Two models are symbolically nested if you can tell they are nested just by looking at the model formula, without knowing what any variables or functions do
The example on the anova.svyglm
web page is
I(sch.wide=="Yes")~ell+meals+mobility
I(sch.wide=="Yes")~ell+meals+mobility+as.numeric(stype)
I(sch.wide=="Yes")~ell+meals+mobility+stype
The second and third models are symbolically nested in the first model; they consist of all the terms in the first model, plus a new term.
The third model is not symbolically nested in the second; you'd need to know what as.numeric
did to know that they were nested. Even more so, if you'd defined a new variable stype_n=as.numeric(type)
and the second model formula was
I(sch.wide=="Yes")~ell+meals+mobility+stype_n
you couldn't tell without looking at the variable definition or variable values that the models were nested.
Another important example of models that aren't symbolically nested is linear and regression spline models in a continuous variable: the regression spline is nested in the linear model, but you need to know quite a bit about the definitions to know this.

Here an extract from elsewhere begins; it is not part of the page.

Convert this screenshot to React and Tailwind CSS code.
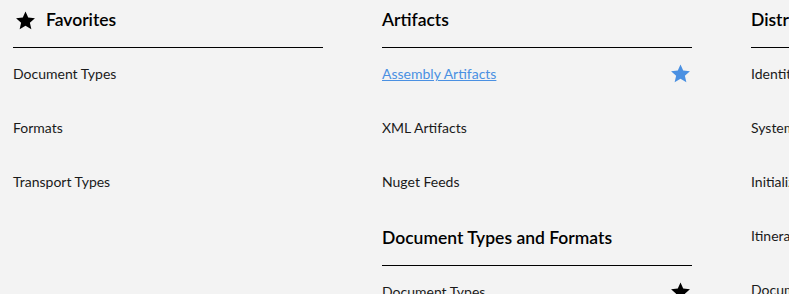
import React from "react";

const Star = ({ className }) => (
  <svg viewBox="0 0 24 24" className={className} fill="currentColor">
    <path d="M12 1.6l3.1 7.1 7.7.7-5.8 5.1 1.7 7.6L12 18.1l-6.7 4 1.7-7.6-5.8-5.1 7.7-.7z" />
  </svg>
);

const columns = [
  [
    {
      title: "Favorites",
      icon: true,
      items: [{ name: "Document Types" }, { name: "Formats" }, { name: "Transport Types" }],
    },
  ],
  [
    {
      title: "Artifacts",
      items: [
        { name: "Assembly Artifacts", link: true, star: "blue" },
        { name: "XML Artifacts" },
        { name: "Nuget Feeds" },
      ],
    },
    {
      title: "Document Types and Formats",
      items: [{ name: "Document Types", star: "black" }, { name: "Formats" }],
    },
  ],
  [
    {
      title: "Distribution",
      items: [
        { name: "Identities" },
        { name: "Systems" },
        { name: "Initialization" },
        { name: "Itineraries" },
        { name: "Documents" },
      ],
    },
  ],
];

const Section = ({ section, first }) => (
  <div className={first ? "" : "mt-2"}>
    <div className="flex items-center gap-[10px] pt-[8px] pb-[15px] border-b border-black h-[48px]">
      {section.icon && <Star className="w-[21px] h-[21px] text-black ml-[2px]" />}
      <h3 className="text-[17.5px] leading-[24px] font-semibold text-black">{section.title}</h3>
    </div>
    {section.items.map((item) => (
      <div key={item.name} className="flex items-center justify-between h-[54px] pb-[3px]">
        <span
          className={`text-[14px] ${
            item.link ? "text-[#4a90e2] underline" : "text-[#1a1a1a]"
          }`}
        >
          {item.name}
        </span>
        {item.star && (
          <Star
            className={`w-[21px] h-[21px] mr-[1px] ${
              item.star === "blue" ? "text-[#4a90e2]" : "text-black"
            }`}
          />
        )}
      </div>
    ))}
  </div>
);

export default function App() {
  return (
    <div
      className="w-[789px] h-[294px] overflow-hidden bg-[#f3f3f3]"
      style={{ fontFamily: "Lato, 'Noto Sans', sans-serif" }}
    >
      <div className="flex gap-[59px] pl-[13px]">
        {columns.map((col, i) => (
          <div key={i} className="w-[310px] shrink-0">
            {col.map((section, j) => (
              <Section key={section.title} section={section} first={j === 0} />
            ))}
          </div>
        ))}
      </div>
    </div>
  );
}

The reason for the distinction is that for symbolically nested models it is easy to decompose the larger model's design matrix into a part that's the same as the smaller model and a separate part, just by knowing how model.matrix
works. If they aren't symbolically nested, it's necessary to use something like QR decomposition and to have a threshold for treating columns as linearly dependent. The code is more complicated, and more numerically sensitive.